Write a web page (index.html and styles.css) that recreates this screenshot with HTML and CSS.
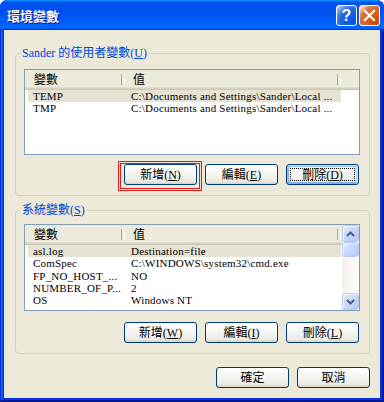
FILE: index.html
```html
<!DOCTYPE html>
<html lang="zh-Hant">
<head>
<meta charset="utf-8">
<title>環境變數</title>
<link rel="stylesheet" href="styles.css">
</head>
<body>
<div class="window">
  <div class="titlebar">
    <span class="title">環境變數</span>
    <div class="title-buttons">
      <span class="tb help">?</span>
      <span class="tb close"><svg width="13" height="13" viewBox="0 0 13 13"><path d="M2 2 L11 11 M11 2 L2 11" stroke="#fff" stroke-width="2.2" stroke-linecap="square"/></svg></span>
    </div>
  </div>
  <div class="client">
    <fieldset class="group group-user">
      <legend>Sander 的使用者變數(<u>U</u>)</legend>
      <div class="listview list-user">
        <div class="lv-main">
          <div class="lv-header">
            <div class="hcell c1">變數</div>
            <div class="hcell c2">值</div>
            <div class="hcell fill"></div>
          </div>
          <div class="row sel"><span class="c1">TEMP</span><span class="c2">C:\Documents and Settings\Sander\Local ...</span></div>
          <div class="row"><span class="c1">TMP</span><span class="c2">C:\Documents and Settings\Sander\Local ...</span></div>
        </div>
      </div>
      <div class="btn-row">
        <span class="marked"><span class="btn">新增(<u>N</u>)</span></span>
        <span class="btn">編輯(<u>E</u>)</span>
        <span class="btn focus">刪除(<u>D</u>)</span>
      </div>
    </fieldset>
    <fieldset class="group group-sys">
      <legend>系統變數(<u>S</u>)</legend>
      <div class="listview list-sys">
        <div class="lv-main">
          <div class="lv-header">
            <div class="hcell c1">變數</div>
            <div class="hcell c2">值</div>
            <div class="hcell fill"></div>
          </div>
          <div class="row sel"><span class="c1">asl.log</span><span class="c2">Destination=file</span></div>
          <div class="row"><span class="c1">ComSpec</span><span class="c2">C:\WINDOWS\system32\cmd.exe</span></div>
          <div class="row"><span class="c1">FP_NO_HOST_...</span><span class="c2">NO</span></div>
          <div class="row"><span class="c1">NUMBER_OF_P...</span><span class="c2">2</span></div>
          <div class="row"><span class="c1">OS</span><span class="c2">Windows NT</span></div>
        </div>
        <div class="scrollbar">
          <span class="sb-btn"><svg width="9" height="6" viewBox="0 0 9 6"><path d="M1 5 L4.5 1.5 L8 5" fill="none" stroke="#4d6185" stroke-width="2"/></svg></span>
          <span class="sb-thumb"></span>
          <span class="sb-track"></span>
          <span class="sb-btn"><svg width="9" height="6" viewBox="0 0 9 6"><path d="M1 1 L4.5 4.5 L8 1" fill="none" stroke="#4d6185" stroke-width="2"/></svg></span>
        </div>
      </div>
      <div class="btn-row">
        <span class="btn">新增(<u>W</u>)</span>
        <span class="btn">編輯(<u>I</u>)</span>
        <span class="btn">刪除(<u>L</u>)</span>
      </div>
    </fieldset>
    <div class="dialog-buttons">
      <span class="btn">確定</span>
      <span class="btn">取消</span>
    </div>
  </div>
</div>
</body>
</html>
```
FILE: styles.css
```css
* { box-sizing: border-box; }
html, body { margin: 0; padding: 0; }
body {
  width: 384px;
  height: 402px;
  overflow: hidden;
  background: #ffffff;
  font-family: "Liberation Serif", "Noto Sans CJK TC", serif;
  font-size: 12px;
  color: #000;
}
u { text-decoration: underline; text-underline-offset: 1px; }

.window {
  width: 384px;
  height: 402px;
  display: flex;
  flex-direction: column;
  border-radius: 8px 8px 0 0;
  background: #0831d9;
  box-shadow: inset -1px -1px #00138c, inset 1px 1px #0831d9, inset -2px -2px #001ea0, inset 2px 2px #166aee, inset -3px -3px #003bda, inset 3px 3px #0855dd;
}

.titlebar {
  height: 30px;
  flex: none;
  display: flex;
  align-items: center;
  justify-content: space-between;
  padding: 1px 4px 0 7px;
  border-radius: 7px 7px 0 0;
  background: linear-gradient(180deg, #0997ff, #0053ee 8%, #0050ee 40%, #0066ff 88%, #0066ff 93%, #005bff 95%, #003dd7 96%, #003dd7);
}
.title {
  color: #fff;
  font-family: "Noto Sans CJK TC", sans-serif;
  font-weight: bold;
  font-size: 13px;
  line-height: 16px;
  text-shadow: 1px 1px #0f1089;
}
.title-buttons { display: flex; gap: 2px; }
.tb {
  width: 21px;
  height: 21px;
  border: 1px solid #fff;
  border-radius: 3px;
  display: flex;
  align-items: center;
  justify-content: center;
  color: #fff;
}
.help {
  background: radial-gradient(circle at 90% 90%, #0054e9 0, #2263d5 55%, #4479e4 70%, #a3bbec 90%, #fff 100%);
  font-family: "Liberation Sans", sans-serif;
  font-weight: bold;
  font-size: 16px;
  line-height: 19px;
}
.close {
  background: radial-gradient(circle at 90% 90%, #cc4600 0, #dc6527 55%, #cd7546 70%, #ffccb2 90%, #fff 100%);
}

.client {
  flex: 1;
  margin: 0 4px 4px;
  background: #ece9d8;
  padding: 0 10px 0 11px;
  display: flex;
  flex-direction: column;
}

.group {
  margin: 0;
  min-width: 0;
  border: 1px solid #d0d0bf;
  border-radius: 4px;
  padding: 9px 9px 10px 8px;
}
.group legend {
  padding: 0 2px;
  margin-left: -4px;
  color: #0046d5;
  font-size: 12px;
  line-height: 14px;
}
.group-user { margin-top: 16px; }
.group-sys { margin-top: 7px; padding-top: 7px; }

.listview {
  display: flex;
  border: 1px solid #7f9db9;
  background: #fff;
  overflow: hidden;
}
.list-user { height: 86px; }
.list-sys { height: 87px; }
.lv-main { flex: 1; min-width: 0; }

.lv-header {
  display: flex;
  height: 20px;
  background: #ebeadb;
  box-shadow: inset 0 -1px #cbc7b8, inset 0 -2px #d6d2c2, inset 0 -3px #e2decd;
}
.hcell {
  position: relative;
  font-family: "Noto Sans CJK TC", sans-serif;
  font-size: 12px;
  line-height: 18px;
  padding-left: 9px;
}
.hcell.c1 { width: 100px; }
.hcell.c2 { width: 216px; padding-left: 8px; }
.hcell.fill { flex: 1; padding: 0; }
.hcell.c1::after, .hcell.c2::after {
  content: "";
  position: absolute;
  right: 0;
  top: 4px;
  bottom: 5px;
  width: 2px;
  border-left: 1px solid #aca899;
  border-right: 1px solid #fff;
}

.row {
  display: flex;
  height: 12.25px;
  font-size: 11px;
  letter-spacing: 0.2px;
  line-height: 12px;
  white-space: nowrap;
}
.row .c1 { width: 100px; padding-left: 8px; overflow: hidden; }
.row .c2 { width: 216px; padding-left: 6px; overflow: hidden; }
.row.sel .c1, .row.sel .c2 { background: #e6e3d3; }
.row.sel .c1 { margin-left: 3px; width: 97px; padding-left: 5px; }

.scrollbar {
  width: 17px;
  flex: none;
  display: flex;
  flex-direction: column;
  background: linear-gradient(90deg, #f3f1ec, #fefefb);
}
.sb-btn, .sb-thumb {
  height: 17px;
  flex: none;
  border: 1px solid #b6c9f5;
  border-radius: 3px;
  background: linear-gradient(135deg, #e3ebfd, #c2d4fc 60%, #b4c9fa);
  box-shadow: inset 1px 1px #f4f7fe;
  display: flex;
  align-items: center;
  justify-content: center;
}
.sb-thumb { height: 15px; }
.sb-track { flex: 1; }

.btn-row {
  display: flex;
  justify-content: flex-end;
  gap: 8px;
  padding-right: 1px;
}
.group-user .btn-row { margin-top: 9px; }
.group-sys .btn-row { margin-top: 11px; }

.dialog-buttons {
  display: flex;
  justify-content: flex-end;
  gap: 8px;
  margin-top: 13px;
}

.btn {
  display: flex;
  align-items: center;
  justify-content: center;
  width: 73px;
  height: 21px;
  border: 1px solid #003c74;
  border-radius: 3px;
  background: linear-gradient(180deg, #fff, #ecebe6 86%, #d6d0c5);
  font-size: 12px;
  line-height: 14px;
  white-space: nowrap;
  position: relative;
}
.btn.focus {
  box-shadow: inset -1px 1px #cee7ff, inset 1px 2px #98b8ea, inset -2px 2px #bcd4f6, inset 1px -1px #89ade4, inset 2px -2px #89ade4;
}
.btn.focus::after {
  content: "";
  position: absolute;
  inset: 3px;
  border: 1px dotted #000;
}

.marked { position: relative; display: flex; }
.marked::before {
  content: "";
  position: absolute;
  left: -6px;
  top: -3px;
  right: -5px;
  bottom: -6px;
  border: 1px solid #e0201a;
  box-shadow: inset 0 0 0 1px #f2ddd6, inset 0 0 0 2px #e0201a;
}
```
· · · · ·
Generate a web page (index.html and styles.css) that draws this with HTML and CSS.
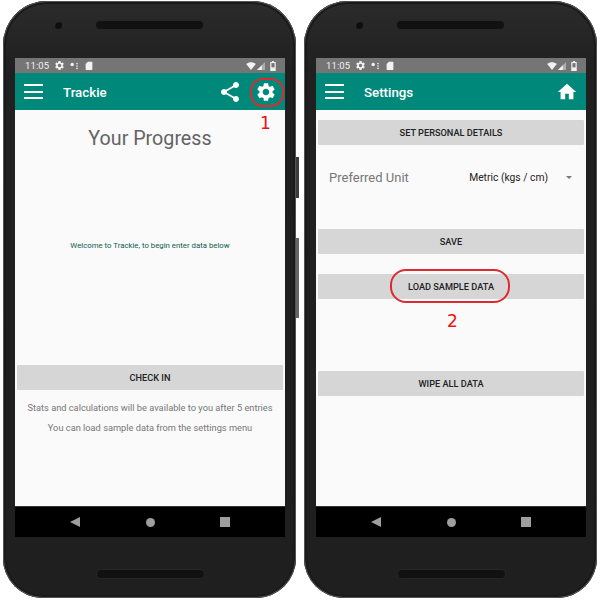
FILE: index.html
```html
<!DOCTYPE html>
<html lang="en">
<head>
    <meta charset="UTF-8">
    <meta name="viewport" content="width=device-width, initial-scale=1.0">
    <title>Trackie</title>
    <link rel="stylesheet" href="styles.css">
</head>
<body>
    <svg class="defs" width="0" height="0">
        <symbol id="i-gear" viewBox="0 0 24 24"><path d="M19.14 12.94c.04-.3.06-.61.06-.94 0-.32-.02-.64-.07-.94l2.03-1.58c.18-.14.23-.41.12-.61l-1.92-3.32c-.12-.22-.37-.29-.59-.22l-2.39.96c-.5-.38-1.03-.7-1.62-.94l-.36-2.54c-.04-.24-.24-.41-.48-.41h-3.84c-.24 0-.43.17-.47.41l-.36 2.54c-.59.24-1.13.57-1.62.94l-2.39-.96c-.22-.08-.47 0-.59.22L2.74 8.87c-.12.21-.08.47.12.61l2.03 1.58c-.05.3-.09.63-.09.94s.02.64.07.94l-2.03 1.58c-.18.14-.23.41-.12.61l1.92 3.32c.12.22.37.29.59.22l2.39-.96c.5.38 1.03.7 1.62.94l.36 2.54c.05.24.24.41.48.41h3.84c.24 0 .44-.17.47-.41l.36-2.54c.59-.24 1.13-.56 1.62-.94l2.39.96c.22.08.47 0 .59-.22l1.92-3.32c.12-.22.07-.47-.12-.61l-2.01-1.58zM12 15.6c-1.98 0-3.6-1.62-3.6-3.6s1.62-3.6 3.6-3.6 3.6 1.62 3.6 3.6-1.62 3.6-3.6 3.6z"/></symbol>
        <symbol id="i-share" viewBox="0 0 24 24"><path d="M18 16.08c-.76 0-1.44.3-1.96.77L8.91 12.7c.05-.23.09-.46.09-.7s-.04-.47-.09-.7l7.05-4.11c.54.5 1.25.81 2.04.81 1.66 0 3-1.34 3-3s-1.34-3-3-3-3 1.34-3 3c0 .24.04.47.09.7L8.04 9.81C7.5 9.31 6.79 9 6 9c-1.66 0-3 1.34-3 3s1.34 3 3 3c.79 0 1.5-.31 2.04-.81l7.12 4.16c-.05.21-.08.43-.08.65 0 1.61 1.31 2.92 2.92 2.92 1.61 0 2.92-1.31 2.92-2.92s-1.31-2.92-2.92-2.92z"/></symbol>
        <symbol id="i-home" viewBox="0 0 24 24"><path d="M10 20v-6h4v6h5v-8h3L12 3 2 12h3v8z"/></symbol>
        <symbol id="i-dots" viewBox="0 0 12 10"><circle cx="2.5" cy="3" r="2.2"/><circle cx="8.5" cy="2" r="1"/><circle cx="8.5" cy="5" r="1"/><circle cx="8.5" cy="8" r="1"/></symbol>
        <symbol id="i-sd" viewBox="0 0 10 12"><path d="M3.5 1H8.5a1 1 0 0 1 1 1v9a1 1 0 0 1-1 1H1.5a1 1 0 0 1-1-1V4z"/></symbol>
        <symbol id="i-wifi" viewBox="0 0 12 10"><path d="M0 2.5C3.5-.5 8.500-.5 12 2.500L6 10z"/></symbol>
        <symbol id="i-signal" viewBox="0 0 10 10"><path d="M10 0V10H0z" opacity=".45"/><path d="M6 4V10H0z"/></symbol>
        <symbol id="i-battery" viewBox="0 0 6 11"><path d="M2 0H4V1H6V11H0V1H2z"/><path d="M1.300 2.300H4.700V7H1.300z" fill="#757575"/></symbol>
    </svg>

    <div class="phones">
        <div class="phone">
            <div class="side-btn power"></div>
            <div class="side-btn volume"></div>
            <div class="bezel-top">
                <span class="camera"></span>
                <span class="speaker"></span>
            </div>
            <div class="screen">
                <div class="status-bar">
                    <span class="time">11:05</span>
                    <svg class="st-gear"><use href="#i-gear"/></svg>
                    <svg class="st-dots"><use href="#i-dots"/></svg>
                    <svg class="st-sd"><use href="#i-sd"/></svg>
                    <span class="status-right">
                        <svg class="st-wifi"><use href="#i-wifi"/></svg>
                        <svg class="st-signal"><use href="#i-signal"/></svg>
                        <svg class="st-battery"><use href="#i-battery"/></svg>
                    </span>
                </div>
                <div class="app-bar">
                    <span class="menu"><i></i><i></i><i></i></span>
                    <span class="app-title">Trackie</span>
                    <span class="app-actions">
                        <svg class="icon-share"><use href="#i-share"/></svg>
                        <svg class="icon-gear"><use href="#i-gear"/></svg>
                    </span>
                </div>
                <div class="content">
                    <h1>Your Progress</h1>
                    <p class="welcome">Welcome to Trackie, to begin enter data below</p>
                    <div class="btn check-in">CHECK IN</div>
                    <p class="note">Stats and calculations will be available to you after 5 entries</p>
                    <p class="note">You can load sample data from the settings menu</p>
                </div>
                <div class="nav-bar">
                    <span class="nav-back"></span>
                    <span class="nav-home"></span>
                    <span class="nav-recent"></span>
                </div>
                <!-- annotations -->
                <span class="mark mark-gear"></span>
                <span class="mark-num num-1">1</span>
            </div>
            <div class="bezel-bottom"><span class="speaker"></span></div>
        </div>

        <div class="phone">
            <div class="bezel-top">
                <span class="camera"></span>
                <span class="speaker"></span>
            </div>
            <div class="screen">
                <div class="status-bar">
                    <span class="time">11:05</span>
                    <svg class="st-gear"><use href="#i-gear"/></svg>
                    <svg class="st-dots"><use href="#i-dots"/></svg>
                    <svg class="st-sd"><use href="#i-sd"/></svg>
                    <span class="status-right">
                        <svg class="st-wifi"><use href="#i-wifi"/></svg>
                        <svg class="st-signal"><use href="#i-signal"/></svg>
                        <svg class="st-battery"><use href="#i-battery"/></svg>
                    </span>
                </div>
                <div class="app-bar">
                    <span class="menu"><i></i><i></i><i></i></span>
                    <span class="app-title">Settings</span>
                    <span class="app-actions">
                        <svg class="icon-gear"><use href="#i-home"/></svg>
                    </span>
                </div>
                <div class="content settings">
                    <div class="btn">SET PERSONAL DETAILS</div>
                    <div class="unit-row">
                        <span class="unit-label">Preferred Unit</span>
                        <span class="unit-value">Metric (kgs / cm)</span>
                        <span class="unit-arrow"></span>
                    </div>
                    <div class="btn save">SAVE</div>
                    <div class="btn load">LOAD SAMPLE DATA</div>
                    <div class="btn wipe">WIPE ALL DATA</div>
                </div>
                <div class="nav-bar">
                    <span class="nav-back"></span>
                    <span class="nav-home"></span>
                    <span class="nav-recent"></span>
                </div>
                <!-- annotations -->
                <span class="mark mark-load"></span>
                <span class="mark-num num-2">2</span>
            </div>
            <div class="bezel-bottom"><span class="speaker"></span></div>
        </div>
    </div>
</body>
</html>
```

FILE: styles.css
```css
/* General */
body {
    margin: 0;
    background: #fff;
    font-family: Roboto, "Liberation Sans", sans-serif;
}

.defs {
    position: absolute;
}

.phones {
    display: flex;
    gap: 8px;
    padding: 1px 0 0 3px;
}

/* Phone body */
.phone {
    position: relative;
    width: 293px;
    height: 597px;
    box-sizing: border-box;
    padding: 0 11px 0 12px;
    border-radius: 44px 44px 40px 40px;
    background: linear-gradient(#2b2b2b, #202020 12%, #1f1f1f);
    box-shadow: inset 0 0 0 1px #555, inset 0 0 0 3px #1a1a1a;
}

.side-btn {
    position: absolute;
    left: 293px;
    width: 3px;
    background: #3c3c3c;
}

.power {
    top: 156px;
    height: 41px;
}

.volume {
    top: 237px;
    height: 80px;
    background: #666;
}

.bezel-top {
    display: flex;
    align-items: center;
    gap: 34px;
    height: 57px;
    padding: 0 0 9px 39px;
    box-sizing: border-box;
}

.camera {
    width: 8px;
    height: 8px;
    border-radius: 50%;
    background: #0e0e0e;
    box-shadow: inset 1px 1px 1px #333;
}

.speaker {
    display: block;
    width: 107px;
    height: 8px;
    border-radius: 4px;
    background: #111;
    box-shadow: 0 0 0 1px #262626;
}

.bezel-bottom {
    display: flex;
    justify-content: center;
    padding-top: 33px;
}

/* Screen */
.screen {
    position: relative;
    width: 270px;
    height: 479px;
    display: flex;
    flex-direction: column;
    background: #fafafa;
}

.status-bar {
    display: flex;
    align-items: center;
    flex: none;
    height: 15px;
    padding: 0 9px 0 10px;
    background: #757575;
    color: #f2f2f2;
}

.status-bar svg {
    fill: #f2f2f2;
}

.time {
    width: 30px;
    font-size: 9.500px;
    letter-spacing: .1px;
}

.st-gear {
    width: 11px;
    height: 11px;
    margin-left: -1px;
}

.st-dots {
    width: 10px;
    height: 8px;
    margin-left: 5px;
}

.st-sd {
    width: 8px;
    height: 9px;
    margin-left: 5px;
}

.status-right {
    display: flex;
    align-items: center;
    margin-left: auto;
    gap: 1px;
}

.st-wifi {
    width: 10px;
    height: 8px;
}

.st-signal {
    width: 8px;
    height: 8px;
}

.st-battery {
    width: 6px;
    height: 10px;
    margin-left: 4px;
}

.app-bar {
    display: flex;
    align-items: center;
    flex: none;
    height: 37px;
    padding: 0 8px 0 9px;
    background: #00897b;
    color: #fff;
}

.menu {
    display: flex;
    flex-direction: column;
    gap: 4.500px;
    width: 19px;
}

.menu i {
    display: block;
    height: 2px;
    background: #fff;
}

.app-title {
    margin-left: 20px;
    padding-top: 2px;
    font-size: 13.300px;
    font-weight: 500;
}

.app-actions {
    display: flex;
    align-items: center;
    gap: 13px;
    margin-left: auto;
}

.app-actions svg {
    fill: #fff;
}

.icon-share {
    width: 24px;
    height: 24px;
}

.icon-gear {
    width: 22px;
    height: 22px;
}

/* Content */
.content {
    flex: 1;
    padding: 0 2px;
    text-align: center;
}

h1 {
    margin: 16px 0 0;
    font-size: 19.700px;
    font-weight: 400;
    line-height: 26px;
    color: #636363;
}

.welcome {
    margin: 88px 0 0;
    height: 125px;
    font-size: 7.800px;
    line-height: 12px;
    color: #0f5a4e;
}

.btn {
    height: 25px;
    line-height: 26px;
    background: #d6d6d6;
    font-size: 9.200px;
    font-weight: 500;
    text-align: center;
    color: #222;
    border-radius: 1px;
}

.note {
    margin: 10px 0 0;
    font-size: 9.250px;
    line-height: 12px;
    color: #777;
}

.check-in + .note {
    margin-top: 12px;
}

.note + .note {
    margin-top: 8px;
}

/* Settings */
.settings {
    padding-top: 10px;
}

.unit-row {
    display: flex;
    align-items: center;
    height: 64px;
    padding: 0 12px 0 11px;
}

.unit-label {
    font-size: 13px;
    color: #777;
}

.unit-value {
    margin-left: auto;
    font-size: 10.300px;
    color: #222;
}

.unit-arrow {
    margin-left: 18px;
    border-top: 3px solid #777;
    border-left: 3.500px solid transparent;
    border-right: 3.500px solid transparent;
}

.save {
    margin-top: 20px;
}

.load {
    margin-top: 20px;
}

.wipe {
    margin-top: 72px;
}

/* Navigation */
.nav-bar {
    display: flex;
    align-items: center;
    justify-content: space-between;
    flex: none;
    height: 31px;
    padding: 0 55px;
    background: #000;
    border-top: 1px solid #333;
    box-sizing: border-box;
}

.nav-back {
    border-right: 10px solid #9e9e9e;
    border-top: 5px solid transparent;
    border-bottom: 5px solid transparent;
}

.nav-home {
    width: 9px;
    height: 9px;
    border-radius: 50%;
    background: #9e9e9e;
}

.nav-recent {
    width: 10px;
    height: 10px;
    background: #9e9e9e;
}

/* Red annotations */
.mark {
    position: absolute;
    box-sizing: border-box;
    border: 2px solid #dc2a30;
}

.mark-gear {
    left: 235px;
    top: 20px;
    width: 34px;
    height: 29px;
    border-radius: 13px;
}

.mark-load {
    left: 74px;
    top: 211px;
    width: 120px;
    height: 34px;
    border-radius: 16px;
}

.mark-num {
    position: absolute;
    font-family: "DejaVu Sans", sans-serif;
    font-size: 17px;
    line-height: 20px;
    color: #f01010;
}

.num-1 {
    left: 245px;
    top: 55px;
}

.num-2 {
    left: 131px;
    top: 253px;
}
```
· · · · ·
SHORT PROBLEM: Find the lines above that include the string "this" and copy them.

FULL ANSWER:
Write a web page (index.html and styles.css) that recreates this screenshot with HTML and CSS.
Generate a web page (index.html and styles.css) that draws this with HTML and CSS.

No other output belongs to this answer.